Historical Tree Spotlight: Pasture Juniper

The Juniper as it stands in the National Bonsai & Penjing Museum today. Photo credit: Stephen Voss.

The Juniper as it stands in the National Bonsai & Penjing Museum today. Photo credit: Stephen Voss.

Bonsai are often developed from seedlings or collected from nature. But this month’s Historical Tree Spotlight features a tree with a unique cultivation story.

Jack Douthitt, a prominent Midwestern bonsai master, retrieved this juniper from a cow pasture in South/Central Wisconsin. But before collecting the tree, Douthitt spent time training the juniper in the pasture, preparing it to be dug up so the tree had time to heal and recover from Douthitt’s initial cuts. Museum Curator Michael James said digging up the tree first may have resulted in lost branches and would have prolonged the tree’s recovery.

“Trees in the ground are much more strong and vigorous – they heal quicker,” James said. “Once it’s in a pot, growth is much, much slower. Those preparations he made in the field allowed him to collect the juniper and get it on the fast track to being a bonsai.” 

Douthitt belonged to myriad local, national and international bonsai clubs, including Bonsai Clubs International, American Bonsai Society, Milwaukee Bonsai Society and Minnesota Bonsai Society.

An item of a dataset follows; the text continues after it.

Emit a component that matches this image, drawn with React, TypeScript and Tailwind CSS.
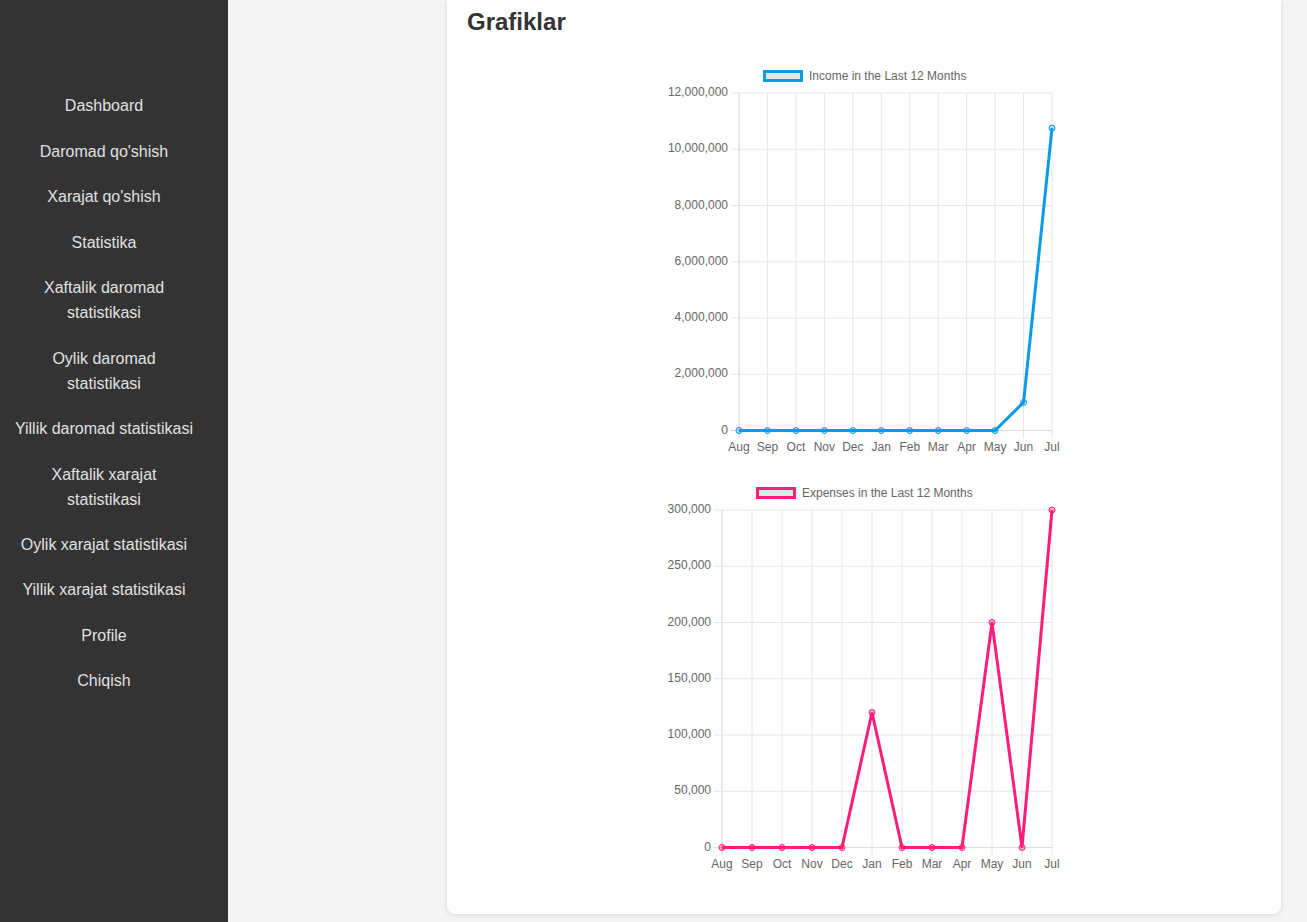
const MENU = [
  'Dashboard',
  "Daromad qo'shish",
  "Xarajat qo'shish",
  'Statistika',
  'Xaftalik daromad statistikasi',
  'Oylik daromad statistikasi',
  'Yillik daromad statistikasi',
  'Xaftalik xarajat statistikasi',
  'Oylik xarajat statistikasi',
  'Yillik xarajat statistikasi',
  'Profile',
  'Chiqish',
];

const MONTHS = ['Aug', 'Sep', 'Oct', 'Nov', 'Dec', 'Jan', 'Feb', 'Mar', 'Apr', 'May', 'Jun', 'Jul'];

const FONT = "'Liberation Sans', Arial, Helvetica, sans-serif";

type ChartProps = {
  label: string;
  color: string;
  pointFill: string;
  data: number[];
  max: number;
  step: number;
  left: number;
  legendX: number;
};

function LineChart({ label, color, pointFill, data, max, step, left, legendX }: ChartProps) {
  const right = 388;
  const top = 32;
  const bottom = 369.5;
  const xAt = (i: number) => left + ((right - left) * i) / (MONTHS.length - 1);
  const yAt = (v: number) => bottom - ((bottom - top) * v) / max;
  const ticks: number[] = [];
  for (let v = 0; v <= max; v += step) ticks.push(v);
  const points = data.map((v, i) => `${xAt(i)},${yAt(v)}`).join(' ');

  return (
    <svg width={400} height={400} viewBox="0 0 400 400" className="mx-auto block" style={{ fontFamily: FONT }}>
      {/* Legend */}
      <rect x={legendX + 1.5} y={10.5} width={37} height={9} fill="#e5e5e5" stroke={color} strokeWidth={3} />
      <text x={legendX + 46} y={15.5} fontSize={12} fill="#666" dominantBaseline="middle">
        {label}
      </text>

      {/* Grid */}
      {MONTHS.map((m, i) => (
        <line
          key={m}
          x1={xAt(i)}
          x2={xAt(i)}
          y1={top}
          y2={bottom + 8}
          stroke={i === 0 ? '#d0d0d0' : '#e6e6e6'}
          strokeWidth={1}
        />
      ))}
      {ticks.map((v) => (
        <line
          key={v}
          x1={left - 8}
          x2={right}
          y1={yAt(v)}
          y2={yAt(v)}
          stroke={v === 0 ? '#dcdcdc' : '#e6e6e6'}
          strokeWidth={1}
        />
      ))}

      {/* Labels */}
      {ticks.map((v) => (
        <text
          key={v}
          x={left - 11}
          y={yAt(v)}
          fontSize={12}
          fill="#666"
          textAnchor="end"
          dominantBaseline="middle"
        >
          {v.toLocaleString('en-US')}
        </text>
      ))}
      {MONTHS.map((m, i) => (
        <text key={m} x={xAt(i)} y={387} fontSize={12} fill="#666" textAnchor="middle" dominantBaseline="middle">
          {m}
        </text>
      ))}

      {/* Data */}
      <polyline points={points} fill="none" stroke={color} strokeWidth={3} strokeLinejoin="miter" />
      {data.map((v, i) => (
        <circle key={i} cx={xAt(i)} cy={yAt(v)} r={3} fill={pointFill} stroke={color} strokeWidth={1} />
      ))}
    </svg>
  );
}

export default function App() {
  return (
    <div className="flex h-screen overflow-hidden" style={{ fontFamily: FONT }}>
      {/* Sidebar */}
      <aside className="w-[228px] shrink-0 bg-[#333333] pt-[83px]">
        <nav className="flex flex-col pl-[14px] pr-[34px]">
          {MENU.map((item) => (
            <a
              key={item}
              href="#"
              className="block py-[10.24px] text-center text-base leading-[25px] text-[#e0e0e0]"
            >
              {item}
            </a>
          ))}
        </nav>
      </aside>

      {/* Main */}
      <main className="flex-1 bg-[#f4f4f4] pb-2 pl-[219px] pr-[26px]">
        <div className="rounded-b-lg bg-white px-5 pb-[36px] pt-2 shadow-[0_1px_5px_rgba(0,0,0,0.12)]">
          <h2 className="text-2xl font-bold leading-[27px] text-[#333333]">Grafiklar</h2>
          <div className="mt-[26px]">
            <LineChart
              label="Income in the Last 12 Months"
              color="#0a9be6"
              pointFill="rgba(10,155,230,0.25)"
              data={[0, 0, 0, 0, 0, 0, 0, 0, 0, 0, 1000000, 10750000]}
              max={12000000}
              step={2000000}
              left={75}
              legendX={99}
            />
          </div>
          <div className="mt-[17px]">
            <LineChart
              label="Expenses in the Last 12 Months"
              color="#fd1d7a"
              pointFill="rgba(253,29,122,0.35)"
              data={[0, 0, 0, 0, 0, 120000, 0, 0, 0, 200000, 0, 300000]}
              max={300000}
              step={50000}
              left={58}
              legendX={92}
            />
          </div>
        </div>
      </main>
    </div>
  );
}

The National Bonsai Foundation recognized him in 1987 as “One of America’s Outstanding Bonsai Artists.” 

Douthitt previously studied art and architecture but deviated from that background after discovering the world of bonsai. 

“Once a painting is finished, I lose my emotional involvement with it,” he once said. “In bonsai, the creative process never stops, and the emotional involvement with it never ends.”

Douthitt’s juniper is native to the Midwest and resides in The National Bonsai & Penjing Museum’s North American Collection. The tree retains its small foliage throughout the year and forms both male and female cones as an adult tree. James added that some junipers naturally grow very low to the ground, crawling much wider than they do tall.

The juniper was repotted from its original rectangular pot to a more shallow, oval pot to better complement the tree’s figure. “That round shape of the pot really harmonizes with the trunk’s curves, whereas the old, rectangular edge just didn’t fit with those rounded trunks and branches,” James said.

While the tree technically falls under the evergreen category, James said the juniper’s branches cycle through a few different colors throughout the seasons. In the spring, the juniper sports lime green new buds that contrast against dark green older leaves, but the tree transforms into a deep green in the summer. 

According to James, the juniper turns almost bronze-like when the cold starts to drift in during autumn, and its leaves develop a purplish color when the tree enters a deep dormant state in the middle of winter.

Left: The bonsai in the 80s before it was donated.Right: The juniper shortly after it was accepted into the North American Collection.

Left: The bonsai in the 80s before it was donated.

Right: The juniper shortly after it was accepted into the North American Collection.

“It’s neat,” he said. “It’s a cute little tree.”

James added that the juniper tends to take well to pinching when new growths sprout in the spring. Once pinched, the tree forms a proliferation of buds and stays quite dense

The twisted deadwood that travels up the side of the tree embodies the Japanese concept of “shari.” Douthitt intentionally created the streak of deadwood and multiple jins, or dead branches, to mirror the harsh conditions – like lightning, sun, wind or animal disturbances – that would kill a strip of the bark in the juniper’s natural setting.

“Snowstorms or ice in the wintertime blow up against the side of a trunk, or an animal or something steps on a branch, which is going to rip and tear the bark away, naturally creating those sharis,” James said. “This one was probably done by the collector, but it could very easily have been found that way as well.”